9 octobre 1997 |
Une étudiante-chercheure fait l'autopsie des
collisions survenues
sur une bande cyclable de Québec.
Une étude révèle qu'une forte proportion des collisions auto-vélo qui surviennent sur une piste cyclable bidirectionnelle de Québec impliquent des cyclistes roulant à contresens de la circulation. "Ces collisions semblent attribuables à l'effet de surprise des automobilistes qui ne s'attendent pas à voir des cyclistes arriver de cette direction. Il s'agit là d'un effet négatif important de la bidirectionnalité sur une bande cyclable", conclut l'étudiante-chercheure Nathalie Noël, qui vient de terminer une maîtrise sur la question avec la professeure Denise Piché de l'École d'architecture. Parmi les 49 accidents survenus entre 1986 et 1993 aux intersections de cette bande cyclable, 31 sont des collisions à angle droit dont 22 impliquent des cyclistes allant à contresens de la circulation.
Malgré l'essor du cyclisme, peu d'études ont porté sur l'évaluation des aménagements cyclables sur la sécurité des usagers, signale l'étudiante-chercheure. Pourtant, entre 1982 et 1991, alors que de plus en plus de pistes cyclables voyaient le jour, le Québec a connu une hausse de 4 % des accidents de vélo avec blessures graves (de 3 726 à 4 038 par an).

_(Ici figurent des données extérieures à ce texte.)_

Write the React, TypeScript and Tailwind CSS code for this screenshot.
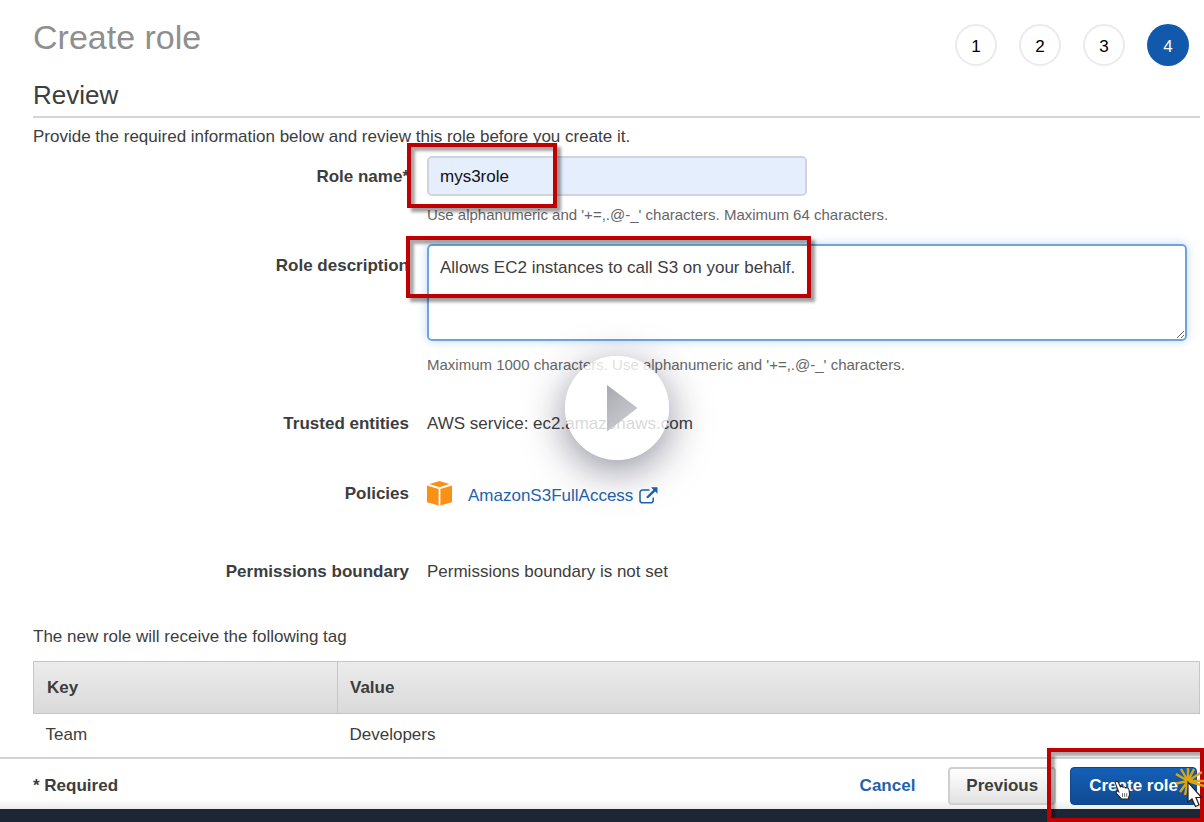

La hausse a surtout frappé le groupe des 10-15 ans de même que les 25-34 ans. Dans le cadre d'un projet de sécurité routière du Groupe de recherche interdisciplinaire mobilité, environnement, sécurité, Nathalie Noël a étudié le cas de la bande cyclable bidirectionnelle qui longe la 8e avenue et la 4e avenue dans le quartier Limoilou. Cette bande, qui traverse 37 intersections réparties sur 3 kilomètres, a été le site de 61 accidents entre 1986 et 1993. En tentant de comprendre les causes de ces collisions, l'étudiante-chercheure a d'abord découvert que 89 % de ces accidents avaient eu lieu à une intersection, un fait révélateur puisque dans l'ensemble de la ville, le pourcentage d'accidents impliquant des cyclistes aux intersections atteint 72 %.
Pour mieux cerner le problème, Nathalie Noël a installé une caméra vidéo à deux intersections particulièrement problématiques. Les six jours d'enregistrement qu'elle a obtenus à chaque site lui ont permis de décortiquer le comportement de 2 254 cyclistes et de vérifier leur respect des règles de sécurité routière. Résultats: à peine 25 % des cyclistes portent un casque, seulement 27 % des cyclistes se retrouvent du bon côté de la chaussée pour la totalité de la traversée de l'intersection, le respect du feu rouge est faible (11 % au premier site et 54 % au second) et le respect de la ligne d'arrêt n'est guère mieux (75 % chevauchent la ligne d'arrêt ou au delà). Mince consolation, les automobilistes font parfois pire: le respect de la ligne d'arrêt aux deux sites est de 5 % et 23 % . "Les automobilistes ne respectent pas les règles de priorité avec les cyclistes de sorte que la mauvaise position de ces derniers est une mise au niveau avec les autos pour être mieux vus", avance l'étudiante-chercheure.
Le comportement des cyclistes aux feux de circulation n'est pas irrationnel, poursuit-elle. Les cyclistes ont le choix entre passer lorsque la voie est libre et que les automobilistes avec qui il y a risque de conflit sont arrêtés, ou de prendre le risque de passer en présence des automobilistes sur le feu vert. Les cyclistes ne prennent pas leur priorité parce qu'elle n'est pas respectée par les automobilistes et cette priorité n'est pas respectée parce que les automobilistes ne se font jamais rappeler son existence.
Nathalie Noël conclut qu'il y a du travail à faire pour conscientiser les cyclistes à la sécurité en bicyclette et aux règles de sécurité routière. Mais, ajoute-t-elle, il est tout aussi important d'éduquer les automobilistes à un meilleur partage de la route avec les cyclistes et aux règles de priorité aux intersections. "La bande cyclable bidirectionnelle est l'un des modes d'aménagement les plus utilisés parce qu'elle est facile à implanter dans un milieu existant. Il ne s'agit pas de la bannir mais plutôt d'essayer de trouver des moyens d'en améliorer la sécurité".